Fourteen years ago, a rivalry now overflowing with mutual respect took root in the first game that mattered between Alana Beard of Duke and Diana Taurasi of Connecticut, then college juniors and acquaintances since ninth grade.
Fast-forward, dozens of duels later, to Tuesday night at Staples Center. Moments after the Sparks’ Beard accepted the award for WNBA defensive player of the year, she and Phoenix’s Taurasi squared off again, this time in the first game of a best-of-five semifinal series.
Beard induced an airball on Taurasi’s first shot, a harbinger of the Sparks’ 79-66 triumph over the Mercury.
Mostly matched up against Taurasi, Beard helped limit her to six points, vastly below an average of 18.5, with as many baskets (two) as airballs.
“One of the fiercest competitors I’ve ever seen,” Taurasi said of Beard. “She just competes on every play and gives you different looks. No one deserves that award more.”
Beard summoned enough energy in between chasing Taurasi to account for 11 points, four higher than her norm. She too launched an airball with Taurasi’s hand in the line of sight, but it was her lone errant try.
“I’ve been playing against her for a long time,” Beard wrote of Taurasi on the Players’ Tribune website, “but no matter how many times I’ve faced her, it doesn’t get any easier.”
Elaborating Tuesday, Beard said, “She continues to get better. It’s her work ethic, her attention to detail.”
Informed of the article, Taurasi smiled and said, “She might change her mind after tonight. I just played like crap. I’m not going to sugarcoat it.”
Mercury coach Sandy Brondello, while noting surprise at learning that Beard’s league-wide defensive laurel was her first, attributed Taurasi’s dreadful night in part to tired legs from enduring three postseason games in as many cities over five nights.
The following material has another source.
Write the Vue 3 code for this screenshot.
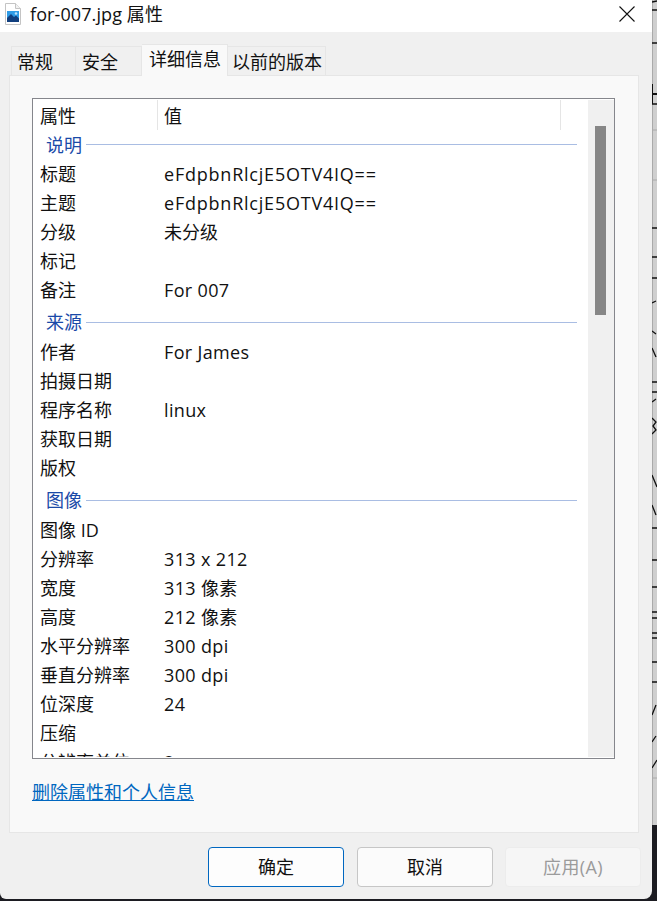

“And we’ve got to try and help her get open too,” Brondello said.
Beard draws no extra motivation from following Taurasi in the 2004 draft, when they were selected first and second. A fresher memory drives her.
“In 2010, I was told I might never play again,” she said, alluding to a trove of injuries that threatened her career. “I don’t like being told what I can’t do.”
The Sparks withstood 18 points from scoring champion Brittney Griner, who eventually began hacking more than scoring and fouled out after logging only 29 minutes.
With Griner out of the equation, the Sparks broke out of a halftime tie and built their most substantial lead just before the final buzzer.
A Hall & Oates concert has dibs on Staples Center on Thursdsay, so the series detours to Long Beach State for Game 2.